Abstract
Aerobraking is used to insert a spacecraft into a low orbit around a planet through many orbital passages into its complex atmosphere. The aerobraking atmospheric passages are challenging because of the high variability of the atmospheric environment. This paper develops a parallel domain randomized deep reinforcement learning architecture for autonomous decision-making in a stochastic environment, such as aerobraking atmospheric passages. In this context, the architecture is used for planning aerobraking maneuvers to avoid the occurrence of thermal violations during the atmospheric aerobraking passages and target a final low-altitude orbit. The parallel domain randomized deep reinforcement learning architecture is designed to account for large variability of the physical model, as well as uncertain conditions. Also, the parallel approach speeds up the training process for simulation-based applications, and domain randomization improves resultant policy generalization. This framework is applied to the 2001 Mars Odyssey aerobraking campaign; with respect to the 2001 Mars Odyssey mission flight data and a Numerical Predictor Corrector (NPC)-based state-of-the-art heuristic for autonomous aerobraking, the proposed architecture outperforms the state-of-the-art heuristic algorithm with a decrease of 97.5% in the number of thermal violations.
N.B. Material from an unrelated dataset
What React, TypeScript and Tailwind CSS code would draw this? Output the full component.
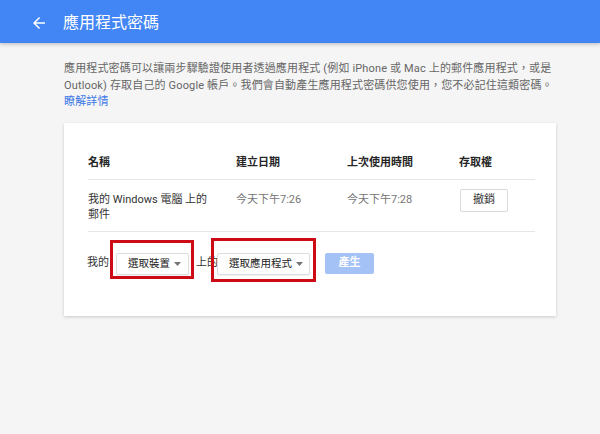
import React from "react";

const Caret = () => (
  <svg width="7" height="4" viewBox="0 0 7 4" className="shrink-0">
    <path d="M0 0h7L3.5 4z" fill="#757575" />
  </svg>
);

const App = () => {
  return (
    <div className="min-h-[434px] bg-[#f5f5f5] font-['Roboto','Noto_Sans_CJK_TC',sans-serif]">
      {/* Header */}
      <header className="flex h-[43px] items-center bg-[#4285f4] pl-[30px] shadow-[0_1px_4px_rgba(0,0,0,0.25)]">
        <svg width="18" height="18" viewBox="0 0 24 24" className="mt-[2px]">
          <path d="M20 11H7.83l5.59-5.59L12 4l-8 8 8 8 1.41-1.41L7.83 13H20v-2z" fill="#ffffff" />
        </svg>
        <h1 className="ml-[15px] mt-[2px] text-[16px] leading-[20px] text-white">應用程式密碼</h1>
      </header>

      <main className="ml-[64px] w-[492px] pt-[18px]">
        {/* Description */}
        <p className="whitespace-nowrap text-[11px] leading-[16.5px] tracking-[0.15px] text-[#666666]">
          應用程式密碼可以讓兩步驟驗證使用者透過應用程式 (例如 iPhone 或 Mac 上的郵件應用程式，或是
          <br />
          Outlook) 存取自己的 Google 帳戶。我們會自動產生應用程式密碼供您使用，您不必記住這類密碼。
          <br />
          <a href="#" className="text-[#3b78e7]">
            瞭解詳情
          </a>
        </p>

        {/* Card */}
        <section className="mt-[12px] bg-white pb-[41px] pl-[24px] pr-[21px] pt-[32px] shadow-[0_1px_3px_rgba(0,0,0,0.18)]">
          <div className="grid grid-cols-[148px_111px_112px_1fr] border-b border-[#e6e6e6] pb-[8px] text-[11px] font-bold leading-[16px] text-[#262626]">
            <div>名稱</div>
            <div>建立日期</div>
            <div>上次使用時間</div>
            <div>存取權</div>
          </div>

          <div className="grid grid-cols-[148px_111px_112px_1fr] border-b border-[#e6e6e6] pb-[8px] pt-[9px] text-[11px] leading-[15.5px]">
            <div className="pt-[3px] text-[#333333]">
              我的 Windows 電腦 上的
              <br />
              郵件
            </div>
            <div className="pt-[3px] text-[#757575]">今天下午7:26</div>
            <div className="pt-[3px] text-[#757575]">今天下午7:28</div>
            <div>
              <button className="ml-[1px] h-[23px] w-[48px] rounded-[2px] border border-[#d9d9d9] bg-white text-[11px] text-[#333333]">
                撤銷
              </button>
            </div>
          </div>

          {/* Generate row */}
          <div className="flex items-center pt-[21px] text-[11px] text-[#333333]">
            <span className="-ml-[1px]">我的</span>
            <div className="relative ml-[7px]">
              <button className="flex h-[22px] w-[73px] items-center justify-between whitespace-nowrap rounded-[2px] border border-[#dcdcdc] bg-white pl-[11px] pr-[7px] text-[10.5px] text-[#222222] shadow-[0_1px_1px_rgba(0,0,0,0.06)]">
                <span>選取裝置</span>
                <Caret />
              </button>
              <span className="pointer-events-none absolute -bottom-[4px] -left-[6px] -right-[5px] -top-[13px] border-[3px] border-[#cc0b16]" />
            </div>
            <span className="ml-[7px]">上的</span>
            <div className="relative ml-[-1px]">
              <button className="flex h-[22px] w-[93px] items-center justify-between whitespace-nowrap rounded-[2px] border border-[#dcdcdc] bg-white pl-[11px] pr-[6px] text-[10.5px] text-[#222222] shadow-[0_1px_1px_rgba(0,0,0,0.06)]">
                <span>選取應用程式</span>
                <Caret />
              </button>
              <span className="pointer-events-none absolute -bottom-[7px] -left-[6px] -right-[6px] -top-[15px] border-[3px] border-[#cc0b16]" />
            </div>
            <button className="ml-[15px] h-[21px] w-[49px] rounded-[2px] bg-[#a4c2f6] text-[11px] font-bold text-white">
              產生
            </button>
          </div>
        </section>
      </main>
    </div>
  );
};

export default App;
Furthermore, it yields a reduction of 98.7% in the number of thermal violations with respect to the Mars Odyssey mission flight data and requires 13.9% fewer orbits. Results also show that the proposed architecture can also learn a generalized policy in the presence of strong uncertainties, such as aggressive atmospheric density perturbations, different atmospheric density models, and a different simulator maximum step size and error accuracy.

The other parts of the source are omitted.